Regev: Parents Must Pay for Terrorist Children

Culture Minister to present bill which would halt 'inconceivable' social security payments to terrorists and their families.

Shimon Cohen ,

Miri Regev
Miri Regev
Yonatan Sindel / Flash 90

In response to the wave of terror that has struck Jerusalem in recent days, Culture Minister Miri Regev (Likud) will present to the Cabinet on Sunday a bill denying social security benefits to individuals and the families of minors who engage in terrorism. 

Rock-throwing and firebombing will be considered acts of terror according to the new piece of legislation. 

"The situation in Jerusalem has become serious and dangerous," Regev said, explaining the bill. "Terrorism violates the security and sense of security of the residents of the city and it must be stopped by harsh measure of deterrence."

"Most of the rock-throwers and firebombers are minors incited by terror organizations," she continued. "Punishments against minors are very limited and they take advantage of it. Parents will now take responsibility for the terrorist acts committed by their children."

"On the eve of Rosh Hashanah, we received a painful reminder that rocks kill," Regev noted. "It is inconceivable that murderers and their families should receive social security benefits from the state." 

"The government of Israel must ensure Alexander Levlovitz's family that its tax money won't go to fund the families of terrorists throwing rocks. The time has come to put an end to this farce - residents who attack Israel and its citizens, in any way, will not receive support."
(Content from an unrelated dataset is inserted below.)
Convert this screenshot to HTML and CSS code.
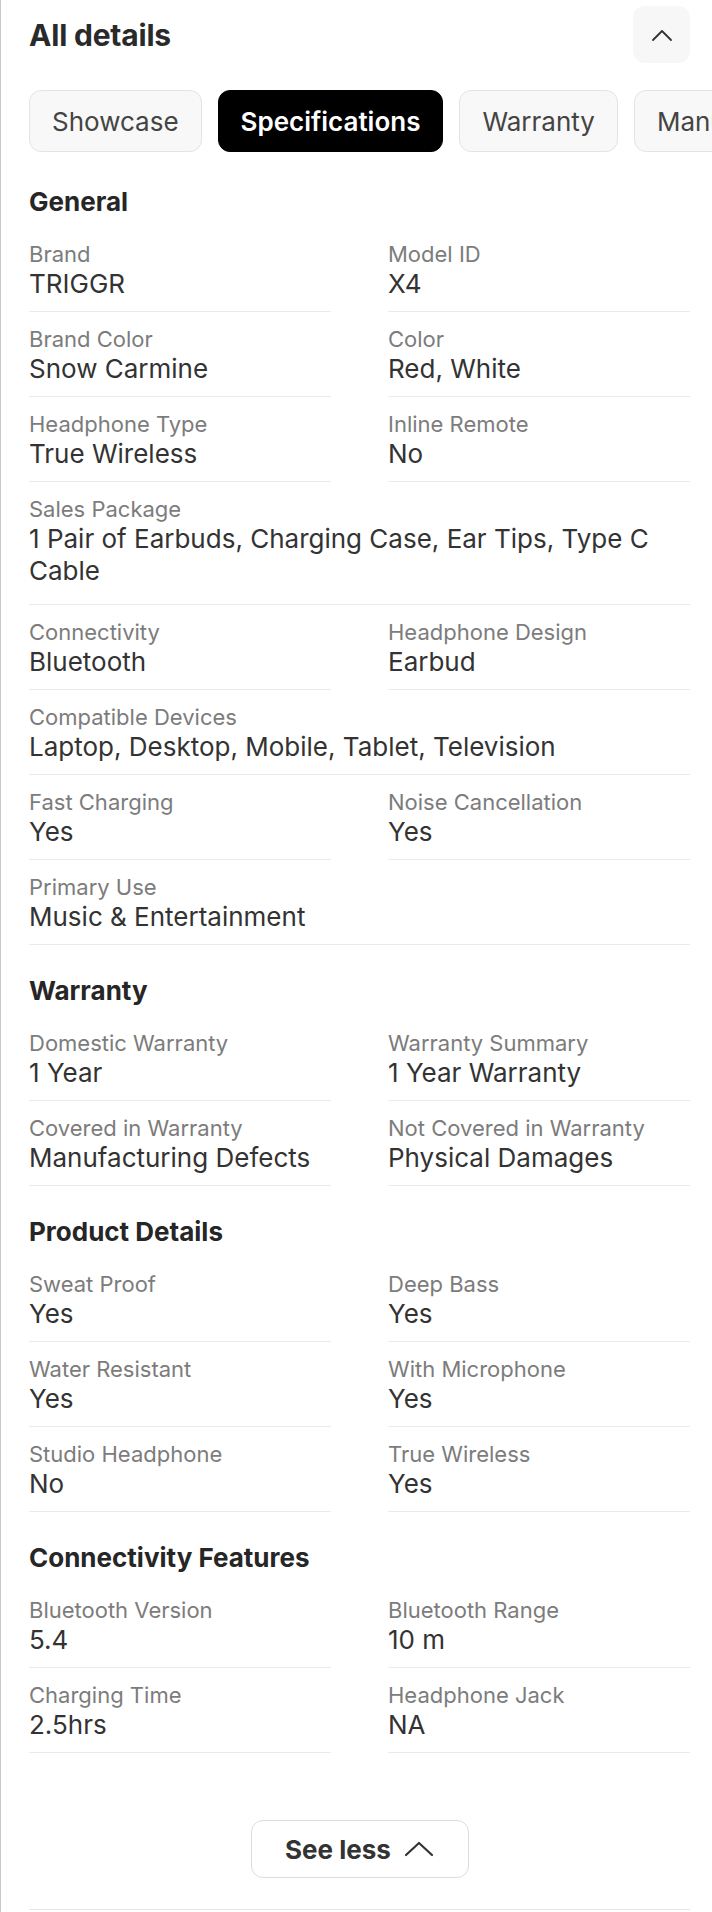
FILE: index.html
```html
<!DOCTYPE html>
<html>
<head>
<meta charset="utf-8">
<link rel="stylesheet" href="styles.css">
</head>
<body>
<div class="page">
  <div class="header">
    <h1 class="title">All details</h1>
    <button class="collapse-btn" aria-label="Collapse">
      <svg width="22" height="14" viewBox="0 0 22 14"><path d="M2 12 L11 3 L20 12" fill="none" stroke="#333" stroke-width="1.8" stroke-linecap="round" stroke-linejoin="round"/></svg>
    </button>
  </div>

  <div class="tabs">
    <span class="tab">Showcase</span>
    <span class="tab active">Specifications</span>
    <span class="tab">Warranty</span>
    <span class="tab">Manufacturer info</span>
  </div>

  <section class="section">
    <h2 class="section-title">General</h2>
    <div class="grid">
      <div class="item"><div class="label">Brand</div><div class="value">TRIGGR</div></div>
      <div class="item"><div class="label">Model ID</div><div class="value">X4</div></div>
      <div class="item"><div class="label">Brand Color</div><div class="value">Snow Carmine</div></div>
      <div class="item"><div class="label">Color</div><div class="value">Red, White</div></div>
      <div class="item"><div class="label">Headphone Type</div><div class="value">True Wireless</div></div>
      <div class="item"><div class="label">Inline Remote</div><div class="value">No</div></div>
      <div class="item full wrap"><div class="label">Sales Package</div><div class="value">1 Pair of Earbuds, Charging Case, Ear Tips, Type C Cable</div></div>
      <div class="item"><div class="label">Connectivity</div><div class="value">Bluetooth</div></div>
      <div class="item"><div class="label">Headphone Design</div><div class="value">Earbud</div></div>
      <div class="item full"><div class="label">Compatible Devices</div><div class="value">Laptop, Desktop, Mobile, Tablet, Television</div></div>
      <div class="item"><div class="label">Fast Charging</div><div class="value">Yes</div></div>
      <div class="item"><div class="label">Noise Cancellation</div><div class="value">Yes</div></div>
      <div class="item full"><div class="label">Primary Use</div><div class="value">Music &amp; Entertainment</div></div>
    </div>
  </section>

  <section class="section">
    <h2 class="section-title">Warranty</h2>
    <div class="grid">
      <div class="item"><div class="label">Domestic Warranty</div><div class="value">1 Year</div></div>
      <div class="item"><div class="label">Warranty Summary</div><div class="value">1 Year Warranty</div></div>
      <div class="item"><div class="label">Covered in Warranty</div><div class="value">Manufacturing Defects</div></div>
      <div class="item"><div class="label">Not Covered in Warranty</div><div class="value">Physical Damages</div></div>
    </div>
  </section>

  <section class="section">
    <h2 class="section-title">Product Details</h2>
    <div class="grid">
      <div class="item"><div class="label">Sweat Proof</div><div class="value">Yes</div></div>
      <div class="item"><div class="label">Deep Bass</div><div class="value">Yes</div></div>
      <div class="item"><div class="label">Water Resistant</div><div class="value">Yes</div></div>
      <div class="item"><div class="label">With Microphone</div><div class="value">Yes</div></div>
      <div class="item"><div class="label">Studio Headphone</div><div class="value">No</div></div>
      <div class="item"><div class="label">True Wireless</div><div class="value">Yes</div></div>
    </div>
  </section>

  <section class="section">
    <h2 class="section-title">Connectivity Features</h2>
    <div class="grid">
      <div class="item"><div class="label">Bluetooth Version</div><div class="value">5.4</div></div>
      <div class="item"><div class="label">Bluetooth Range</div><div class="value">10 m</div></div>
      <div class="item"><div class="label">Charging Time</div><div class="value">2.5hrs</div></div>
      <div class="item"><div class="label">Headphone Jack</div><div class="value">NA</div></div>
    </div>
  </section>

  <div class="footer">
    <button class="see-less">See less
      <svg width="30" height="16" viewBox="0 0 30 16"><path d="M2 14 L15 2 L28 14" fill="none" stroke="#333" stroke-width="2.2" stroke-linecap="round" stroke-linejoin="round"/></svg>
    </button>
  </div>
  <div class="bottom-rule"></div>
</div>
</body>
</html>
```

FILE: styles.css
```css
* { box-sizing: border-box; }

html, body {
  margin: 0;
  padding: 0;
  background: #fff;
}

body {
  font-family: Inter, "Noto Sans", sans-serif;
  color: #333;
}

.page {
  border-left: 1px solid #c9c9c9;
  padding: 6px 22px 3px 28px;
  min-height: 1912px;
  overflow: hidden;
}

.header {
  display: flex;
  justify-content: space-between;
  align-items: center;
  height: 57px;
}

.title {
  margin: 0;
  font-size: 30px;
  font-weight: 700;
  color: #2a2a2a;
  letter-spacing: -0.2px;
}

.collapse-btn {
  width: 57px;
  height: 57px;
  border: none;
  border-radius: 12px;
  background: #f7f7f7;
  display: flex;
  align-items: center;
  justify-content: center;
  padding: 0;
}

.tabs {
  margin-top: 27px;
  margin-right: -22px;
  display: flex;
  gap: 16px;
  overflow: hidden;
  white-space: nowrap;
}

.tab {
  flex: none;
  height: 62px;
  padding: 0 22px;
  display: flex;
  align-items: center;
  border: 1px solid #e4e4e4;
  border-radius: 12px;
  background: #f8f8f8;
  font-size: 26px;
  color: #444;
}

.tab.active {
  background: #000;
  border-color: #000;
  color: #fff;
  font-weight: 600;
}

.section {
  margin-top: 30px;
}

.tabs + .section {
  margin-top: 34px;
}

.section-title {
  margin: 0 0 22px;
  font-size: 26px;
  line-height: 32px;
  font-weight: 700;
  color: #262626;
}

.grid {
  display: grid;
  grid-template-columns: 1fr 1fr;
  column-gap: 57px;
  row-gap: 13px;
}

.item {
  padding-bottom: 11px;
  border-bottom: 1px solid #ebebeb;
}

.item.full {
  grid-column: 1 / -1;
}

.item.wrap {
  padding-bottom: 17px;
}

.label {
  font-size: 22px;
  line-height: 28px;
  color: #7c7c7c;
}

.value {
  font-size: 26px;
  line-height: 32px;
  color: #333;
}

.footer {
  display: flex;
  justify-content: center;
  margin-top: 67px;
}

.see-less {
  width: 218px;
  height: 58px;
  border: 1px solid #dcdcdc;
  border-radius: 12px;
  background: #fff;
  display: flex;
  align-items: center;
  justify-content: center;
  gap: 13px;
  font-family: Inter, "Noto Sans", sans-serif;
  font-size: 26px;
  font-weight: 700;
  color: #333;
  padding: 0;
}

.bottom-rule {
  margin-top: 31px;
  border-top: 1px solid #e6e6e6;
}
```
"I intend to promote the law via the government with all the relevant ministries as quickly as possible," Regev vowed. "I also expect Zionist parties in the opposition to raise a hand in favor of this bill, which rests on common sense - the state will not use tax dollars of its residents to fund those engaged in terror against them."

"There is no compromise in the struggle for the security of Jerusalem - whoever would harm its sovereignty and quiet will pay a heavy price in every aspect," she concluded.